The shock of Malaysian Airlines Flight 370 seems to have brought a sort of temporary unity to Malaysia, pushing divisive political news and conflict off the radar, at least temporarily.
“This crash has stunned the nation and put politics on hold,” said an ethnic Malay political observer. “There seems to be a sense of anger and outrage and confusion over why anybody would attack a Malaysian plane.”
People “have been sick of the incessant politicking for a long time,” said a businessman source. “It is unfortunate that a national tragedy had to happen for people to push politics off their radar. I can see how my kids are affected and depressed by all this. We have discussed nothing else but MH 370 and how stupid our politicians on both sides of the divide are.”
Prime Minister Najib Tun Razak postponed an official trip to Mauritius to focus on the search for the missing craft, the prime minister’s office said. Malaysia‘s reigning king, Abdul Halim Muadzam Shah, issued condolences.
It isn’t sure if anybody actually attacked the plane, of course. A flotilla of ships and airplanes from nine countries continues to search for the remains the Boeing 777-200 that left Kuala Lumpur Saturday night for Beijing but vanished from radar screens. Vietnamese military aircraft spotted two oil slicks in the South China Sea, but there is no indication that they were caused by the plane when it hit the water – if it hit the water. It’s even debatable when it disappeared. Its “black box” apparently stopped sending signals to air traffic controllers 40 minutes into the flight. Other reports say it was two hours into its journey when it disappeared.
In particular, the tragedy and the multiplicity of inconsistencies about the loss of the craft has pushed political stories down the page, including a boiling controversy over the sentencing of opposition leader Anwar Ibrahim last Friday to a five-year jail term by an appellate court.
The sentencing was stayed on appeal to the Federal Court, the country’s highest tribunal. The verdict was widely believed to have been engineered by forces within the United Malays National Organization to prevent Anwar from registering as a candidate in a Kuala Lumpur suburban by-election that was considered certain to eventually make him the chief minister of the country’s most prosperous and populous state.
Given the fractious nature of Malaysian politics and the stunning turnaround represented by the appeals court overturning Anwar’s 2012 acquittal, in normal times, social media sites and web portals would be bristling with comment and anger.
Instead, most news sites, whether pro- or anti-government, devoted their resources to the plane tragedy.
Former Prime Minister Mahathir Mohamad, who is widely believed to have been behind the government’s push to put Anwar back in prison for the second time in 15 years, was quoted calling for unity in the face of the disaster. “I think MAS has done its best. Playing the blame game now is not helpful,” he told reporters after visiting family and relatives of the 239 passengers on board the missing flight.
The cause of the disaster remains a complete mystery despite speculation that people carrying false passports who boarded the flight might have been terrorists. No explosion has been detected by US authorities who use satellites to monitor the world’s skies.

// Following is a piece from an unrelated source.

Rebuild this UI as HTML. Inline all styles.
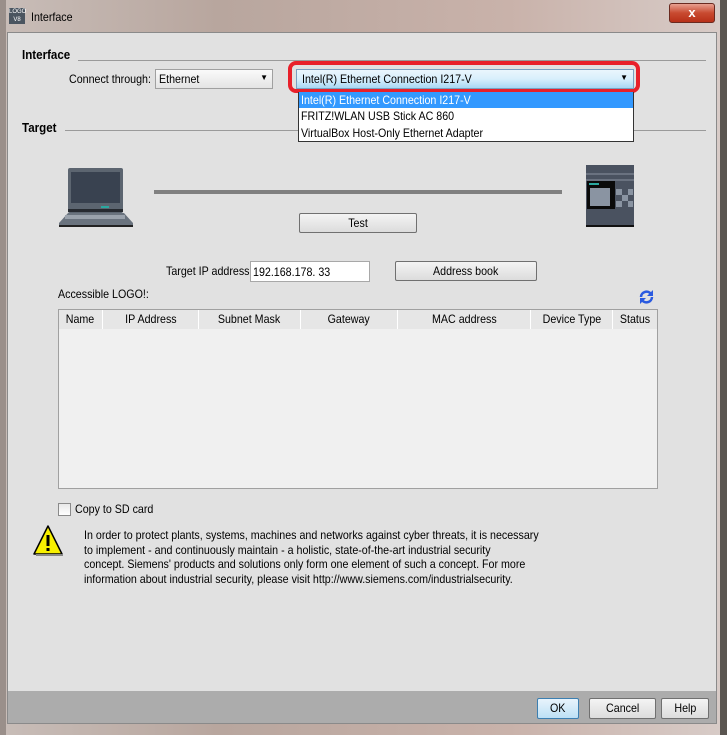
<!DOCTYPE html>
<html><head><meta charset="utf-8"><style>
*{box-sizing:border-box;margin:0;padding:0}
body{width:727px;height:735px;overflow:hidden;background:#6f6a66;font-family:"Liberation Sans",sans-serif;font-size:12px;color:#000;position:relative}
.a{position:absolute;white-space:nowrap}
.n{display:inline-block;transform:scaleX(.89);transform-origin:0 0;white-space:nowrap}
.c{display:inline-block;transform:scaleX(.89);transform-origin:50% 0;white-space:nowrap}
.btn{position:absolute;border:1px solid #707070;border-radius:2px;background:linear-gradient(#f4f4f4,#dcdcdc);text-align:center;font-size:12px}
.hdr{position:absolute;top:0;height:19px;line-height:19px;text-align:center;border-right:1px solid #fff;font-size:12px}
</style></head><body>
<div class="a" style="left:0;top:0;width:727px;height:735px;background:linear-gradient(90deg,#c8bdb8,#b8a69e 30%,#c9b2aa 70%,#d8ccc8)"></div>
<div class="a" style="left:0;top:0;width:6px;height:735px;background:#9a8f8a"></div>
<div class="a" style="left:720px;top:0;width:7px;height:735px;background:#5a5550"></div>
<div class="a" style="left:9px;top:8px;width:16px;height:16px;background:#4a5560;color:#fff;font-size:6px;line-height:8px;text-align:center">LOGO<br>V8</div>
<div class="a" style="left:31px;top:10px"><span class="n">Interface</span></div>
<div class="a" style="left:669px;top:3px;width:46px;height:20px;border:1px solid #6a2a20;border-radius:3px;background:linear-gradient(#e8a090,#c84a30 50%,#b83018);color:#fff;font-weight:bold;text-align:center;line-height:18px;font-size:13px">x</div>
<div class="a" style="left:7px;top:32px;width:710px;height:692px;background:#e1e1e1;border:1px solid #8a8a8a"></div>
<div class="a" style="left:8px;top:691px;width:708px;height:32px;background:#acacac"></div>

<div class="a" style="left:22px;top:47px;font-weight:bold;font-size:13px"><span class="n">Interface</span></div>
<div class="a" style="left:78px;top:60px;width:628px;height:1px;background:#9a9a9a"></div>
<div class="a" style="left:69px;top:72px"><span class="n">Connect through:</span></div>
<div class="a" style="left:155px;top:69px;width:118px;height:20px;border:1px solid #a0a0a0;background:linear-gradient(#fafafa,#e4e4e4);padding:2px 3px"><span class="n">Ethernet</span><span class="a" style="right:4px;top:3px;font-size:8px">▼</span></div>

<div class="a" style="left:288px;top:61px;width:352px;height:32px;border:4px solid #e8202a;border-radius:8px"></div>
<div class="a" style="left:296px;top:69px;width:338px;height:20px;border:1px solid #7aa0c0;background:linear-gradient(#eaf6fd,#d8effc 50%,#a8d8f4);padding:2px 5px"><span class="n">Intel(R) Ethernet Connection I217-V</span><span class="a" style="right:5px;top:3px;font-size:8px">▼</span></div>
<div class="a" style="left:298px;top:92px;width:336px;height:50px;border:1px solid #333;background:#fff"></div>
<div class="a" style="left:299px;top:92px;width:334px;height:16px;background:#3399ff;color:#fff;padding:0 2px;line-height:16px"><span class="n">Intel(R) Ethernet Connection I217-V</span></div>
<div class="a" style="left:301px;top:109px"><span class="n">FRITZ!WLAN USB Stick AC 860</span></div>
<div class="a" style="left:301px;top:126px"><span class="n">VirtualBox Host-Only Ethernet Adapter</span></div>

<div class="a" style="left:22px;top:120px;font-weight:bold;font-size:13px"><span class="n">Target</span></div>
<div class="a" style="left:65px;top:130px;width:233px;height:1px;background:#9a9a9a"></div>
<div class="a" style="left:634px;top:130px;width:72px;height:1px;background:#9a9a9a"></div>

<svg class="a" style="left:57px;top:165px" width="78" height="62" viewBox="0 0 78 62">
<rect x="11" y="3" width="55" height="45" fill="#5c6570" rx="2"/>
<rect x="14" y="7" width="49" height="36" fill="#394250"/>
<rect x="12" y="38" width="54" height="8" fill="#5c6570"/>
<rect x="11" y="44" width="55" height="3" fill="#262a30"/>
<rect x="44" y="41" width="8" height="2" fill="#2aa8a0"/>
<path d="M11 48 L2 58 L2 61 L76 61 L76 58 L67 48 Z" fill="#6a737e"/>
<rect x="8" y="50" width="60" height="4" fill="#9aa2ac"/>
<rect x="2" y="60" width="74" height="2" fill="#222"/>
</svg>
<div class="a" style="left:154px;top:190px;width:408px;height:4px;background:#808080"></div>
<svg class="a" style="left:586px;top:165px" width="48" height="62" viewBox="0 0 48 62">
<rect width="48" height="62" fill="#4a5260"/>
<rect y="8" width="48" height="2" fill="#6a7280"/>
<rect y="14" width="48" height="2" fill="#6a7280"/>
<rect x="1" y="16" width="28" height="28" fill="#0a0a0a"/>
<rect x="3" y="18" width="10" height="2" fill="#2aa8a0"/>
<rect x="4" y="23" width="20" height="18" fill="#8a94a2"/>
<rect x="30" y="24" width="6" height="6" fill="#8a94a2"/><rect x="36" y="30" width="6" height="6" fill="#8a94a2"/><rect x="30" y="36" width="6" height="6" fill="#8a94a2"/><rect x="42" y="36" width="5" height="6" fill="#8a94a2"/><rect x="42" y="24" width="5" height="6" fill="#8a94a2"/>
<rect y="60" width="48" height="2" fill="#111"/>
</svg>
<div class="btn" style="left:299px;top:213px;width:118px;height:20px;line-height:18px"><span class="c">Test</span></div>

<div class="a" style="left:166px;top:264px"><span class="n">Target IP address:</span></div>
<div class="a" style="left:250px;top:261px;width:120px;height:21px;border:1px solid #a8a8a8;background:#fff;padding:3px 2px"><span class="n">192.168.178. 33</span></div>
<div class="btn" style="left:395px;top:261px;width:142px;height:20px;line-height:18px"><span class="c">Address book</span></div>

<div class="a" style="left:58px;top:287px"><span class="n">Accessible LOGO!:</span></div>
<svg class="a" style="left:638px;top:289px" width="17" height="16" viewBox="0 0 17 16"><path d="M3 8 A5.5 5.5 0 0 1 13 5" stroke="#2a5ae0" stroke-width="2.5" fill="none"/><path d="M15 1 L15 7 L9 7 Z" fill="#2a5ae0"/><path d="M14 8 A5.5 5.5 0 0 1 4 11" stroke="#2a5ae0" stroke-width="2.5" fill="none"/><path d="M2 15 L2 9 L8 9 Z" fill="#2a5ae0"/></svg>

<div class="a" style="left:58px;top:309px;width:600px;height:180px;border:1px solid #a0a0a0;background:#f0f0f0">
<div class="a" style="left:0;top:0;width:598px;height:19px;background:#e6e6e6"></div>
<div class="hdr" style="left:0;width:44px"><span class="c">Name</span></div>
<div class="hdr" style="left:44px;width:96px"><span class="c">IP Address</span></div>
<div class="hdr" style="left:140px;width:102px"><span class="c">Subnet Mask</span></div>
<div class="hdr" style="left:242px;width:97px"><span class="c">Gateway</span></div>
<div class="hdr" style="left:339px;width:133px"><span class="c">MAC address</span></div>
<div class="hdr" style="left:472px;width:82px"><span class="c">Device Type</span></div>
<div class="hdr" style="left:554px;width:44px;border:none"><span class="c">Status</span></div>
</div>

<div class="a" style="left:58px;top:503px;width:13px;height:13px;border:1px solid #8a8a8a;background:linear-gradient(#e8e8e8,#fff)"></div>
<div class="a" style="left:75px;top:502px"><span class="n">Copy to SD card</span></div>

<svg class="a" style="left:32px;top:524px" width="32" height="34" viewBox="0 0 32 34"><path d="M16 2 L30 30 L2 30 Z" fill="#f8f000" stroke="#000" stroke-width="1.5" stroke-linejoin="round"/><path d="M31 31 L4 31" stroke="#888" stroke-width="2"/><rect x="14.5" y="11" width="3" height="11" fill="#000"/><rect x="14.5" y="24" width="3" height="3" fill="#000"/></svg>
<div class="a" style="left:84px;top:528px;line-height:14.7px"><span class="n">In order to protect plants, systems, machines and networks against cyber threats, it is necessary<br>to implement - and continuously maintain - a holistic, state-of-the-art industrial security<br>concept. Siemens' products and solutions only form one element of such a concept. For more<br>information about industrial security, please visit http://www.siemens.com/industrialsecurity.</span></div>

<div class="btn" style="left:537px;top:698px;width:42px;height:21px;line-height:19px;border-color:#3c7fb1;background:linear-gradient(#e8f4fc,#bde0f5)"><span class="c">OK</span></div>
<div class="btn" style="left:589px;top:698px;width:67px;height:21px;line-height:19px"><span class="c">Cancel</span></div>
<div class="btn" style="left:661px;top:698px;width:48px;height:21px;line-height:19px"><span class="c">Help</span></div>
</body></html>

Whether the plane was blown apart by a bomb – of which there is no evidence there is fury that hijackers might have targeted a Malaysian plane, possibly because of the presence on board of 152 Chinese nationals.
The plane was flying at 11,000 meters, regarded as the safest part of the flight, when it disappeared so suddenly that the pilots were unable to make any radio transmission, an indication of a catastrophic failure of some kind.
When an Air France Airbus disappeared under similar circumstances in 2009, the transponder worked for several days although it took two years to actually find the plane. There is no indication that MH370’s black box has been giving off any signals.
MH370 was also equipped with a floating GPS beacon that was designed to transmit its location if it landed in water. The beacon hasn’t given off any kind of signal, although the beacon doesn’t work if it sinks with the wreckage.
The search for the doomed craft was widened Monday all the way to the Andaman Sea. Conflicting reports had the plane turning back towards Kuala Lumpur when it disappeared, but Malaysian officials said it would have emitted an electronic signal had that been true.
Then there was the matter of the passports stolen in Thailand, one from an Italian male and the other from an Austrian. When they were presented to Malaysian Airlines staff at departure, they were in the hands of ethnic Asians, leading Home Minister Ahmad Zahid Hamidi to question why immigration offices “cannot think an Italian and an Austrian but with Asian facial features.” Ahmad Zahid announced an immediate investigation into the Immigration Department, particularly the officers who were on duty at the KLIA immigration counter during flight MH370.”
“If the plane can’t be located, many will conclude that an UFO took it,” said one commentator.
One thing is certain: once the wreckage is found and the shock wears off, the anger and bitterness over Anwar’s verdict will return in full voice.